Saturday, May 2, 2009

Tinytized



I wonder if there's some sort of cosmic index measuring how closely one's life matches one's plans for it in the final analysis. If there is one I must be pegging the meter on inverse correlation. None of this seems real. Perhaps I am truly John Malkovich, and he is me, and we are each simply doing our level best given the circumstances.

There is a point at which the Moth ceases to be merely a boat and assumes a larger significance, as though invested with an ambition or longing for the impossible. Flying has always been the next best thing to impossible, and with the possible exception of sex, flying in a moth is the closest most of us will come to transcendence, in a physical sense. Which is why foiling is so popular I suppose.

But that altered state can extend onto land as well, and that is where the definition of Mothing gets blurry. Velocity prediction programs. CNC programming. CAD. XFOIL. Epoxy. Clearly the lure of the design and build is as strong for some as the lure of flying, which makes it all doubly intoxicating.

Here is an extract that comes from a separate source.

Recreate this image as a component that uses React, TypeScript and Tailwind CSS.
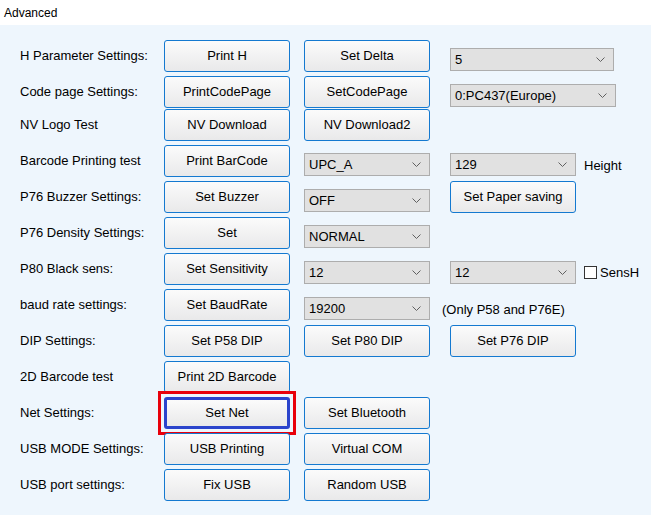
import React from 'react'

function Btn({ label, active }: { label: string; active?: boolean }) {
    if (active) {
        // focused button with the red highlight frame round it
        return (
            <div className="-m-[6px] border-[3px] border-[#e8000b] p-[3px]">
                <div className="h-[32px] w-[126px] flex items-center justify-center rounded-[3px] border-[3px] border-[#2b44cc] bg-linear-to-b from-[#fbfbfb] to-[#e9e9ea]">
                    {label}
                </div>
            </div>
        )
    }
    return (
        <div className="h-[32px] w-[126px] flex items-center justify-center rounded-[3px] border border-[#1479d0] bg-linear-to-b from-[#fbfbfb] to-[#e9e9ea]">
            {label}
        </div>
    )
}

function Drop({ value, w }: { value: string; w: string }) {
    return (
        <div className={`${w} shrink-0 h-[23px] mt-[7px] flex items-center justify-between pl-[4px] pr-[8px] border border-[#adadad] bg-[#e1e1e1]`}>
            <span>{value}</span>
            <svg width="9" height="5" viewBox="0 0 9 5">
                <polyline points="0.5,0.5 4.5,4.5 8.5,0.5" fill="none" stroke="#606060" strokeWidth="1" />
            </svg>
        </div>
    )
}

function Row({ label, c1, c2, c3, extra, className }: any) {
    return (
        <div className={`h-[36px] flex items-center pl-[20px] ${className || ''}`}>
            <div className="w-[144px] shrink-0">{label}</div>
            <div className="w-[140px] shrink-0 flex">{c1}</div>
            <div className="w-[146px] shrink-0 flex">{c2}</div>
            {c3}
            {extra}
        </div>
    )
}

export default function App() {
    return (
        <div className="w-[651px] h-[515px] bg-[#eef6fd] font-['Liberation_Sans',Arial,sans-serif] text-[13px] text-black overflow-hidden">
            <div className="h-[25px] bg-white pl-[4px] flex items-center text-[12px]">Advanced</div>

            <div className="pt-[13px] flex flex-col">
                <Row label="H Parameter Settings:" c1={<Btn label="Print H" />} c2={<Btn label="Set Delta" />}
                    c3={<Drop value="5" w="w-[164px]" />} />
                <Row label="Code page Settings:" c1={<Btn label="PrintCodePage" />} c2={<Btn label="SetCodePage" />}
                    c3={<Drop value="0:PC437(Europe)" w="w-[166px]" />} />
                <Row className="-mt-[3px]" label="NV Logo Test" c1={<Btn label="NV Download" />} c2={<Btn label="NV Download2" />} />
                <Row label="Barcode Printing test" c1={<Btn label="Print BarCode" />} c2={<Drop value="UPC_A" w="w-[126px]" />}
                    c3={<Drop value="129" w="w-[126px]" />}
                    extra={<span className="ml-[8px] mt-[10px]">Height</span>} />
                <Row label="P76 Buzzer Settings:" c1={<Btn label="Set Buzzer" />} c2={<Drop value="OFF" w="w-[126px]" />}
                    c3={<Btn label="Set Paper saving" />} />
                <Row label="P76 Density Settings:" c1={<Btn label="Set" />} c2={<Drop value="NORMAL" w="w-[126px]" />} />
                <Row label="P80 Black sens:" c1={<Btn label="Set Sensitivity" />} c2={<Drop value="12" w="w-[126px]" />}
                    c3={<Drop value="12" w="w-[126px]" />}
                    extra={
                        <div className="ml-[8px] mt-[7px] flex items-center">
                            <div className="w-[13px] h-[13px] border border-[#333] bg-white" />
                            <span className="ml-[3px]">SensH</span>
                        </div>
                    } />
                <Row label="baud rate settings:" c1={<Btn label="Set BaudRate" />} c2={<Drop value="19200" w="w-[126px]" />}
                    c3={<span className="-ml-[8px] mt-[10px] whitespace-nowrap">(Only P58 and P76E)</span>} />
                <Row label="DIP Settings:" c1={<Btn label="Set P58 DIP" />} c2={<Btn label="Set P80 DIP" />}
                    c3={<Btn label="Set P76 DIP" />} />
                <Row label="2D Barcode test" c1={<Btn label="Print 2D Barcode" />} />
                <Row label="Net Settings:" c1={<Btn label="Set Net" active />} c2={<Btn label="Set Bluetooth" />} />
                <Row label="USB MODE Settings:" c1={<Btn label="USB Printing" />} c2={<Btn label="Virtual COM" />} />
                <Row label="USB port settings:" c1={<Btn label="Fix USB" />} c2={<Btn label="Random USB" />} />
            </div>
        </div>
    )
}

It seems clear to me that this is why professional boat designers do what they do: sit and think all day about new ways to accomplish things in a slightly more efficient, or elegant, or just plain smarter fashion. They dig the whole process, from soup to nuts. Mothing is just another way to check that box, but on a highly personal level, so when you combine the two, look out.

Perhaps that is why the foils on the production boats seem to get better and better with time: there are factories of smart dudes thinking about how to do this stuff, with all the machinery and resources needed to do a completely ridiculous job of optimizing everything, and the time to spend on it.

The rest of us muddle along on a shoestring and a prayer, hoping we might actually have something to add to the mix in the odd hours away from whatever we do with the rest of our waking lives. For instance, I have no CNC machine, which left me in a bit of a fix for a rudder foil recently. My old rudder works fine but the latest trends suggest I might go better with a new one.

This is how I found myself working backward from positive to negative en route to another positive. It is like 3d photography but everything is 1:1. I could have had something machined but the journey is often as important as the destination and I thought I might learn something on the way. Which I have, but I have learned as much about myself as about the foils really. And that is the point.

There is a feeling you get when you do something a bit crazy and it actually works. Even if it is only a small thing, like splashing a mold, there is a satisfaction in a job well done which doesn't come with the purchase price of a new Moth, no matter how fast it might be - or how expensive.

It is probably this feeling which keeps some people working on new things at home, despite the fact that God is in his heaven and labor is discounted in China. CNC time might be cheap for the big boys, but good ideas are still free.

6 comments:

Marcel Herrera said...

wow that was confusing

Karl said...

No extra charge.

Kirk said...

How do you manage to get all the edges in the same plane so when you mount them in the plate the parting line is in the right place?

Karl said...

support with clay from bottom and mash it down. Getting the mdf flat was harder after going to lots of trouble to join fins with straight trailing edge and finding mdf tacked up a bit... Also routing hole to fit precisely was tricky.

Fred said...

Great reading! Especially when down with a flu and no chance to go mothing. Thanks

Karl said...

Glad you enjoyed it Fred I often wonder why I bother writing that stuff as I seem to be on a different wavelength than many mothies but it's my bloog as Norkla would say so I write what I want. Get well soon!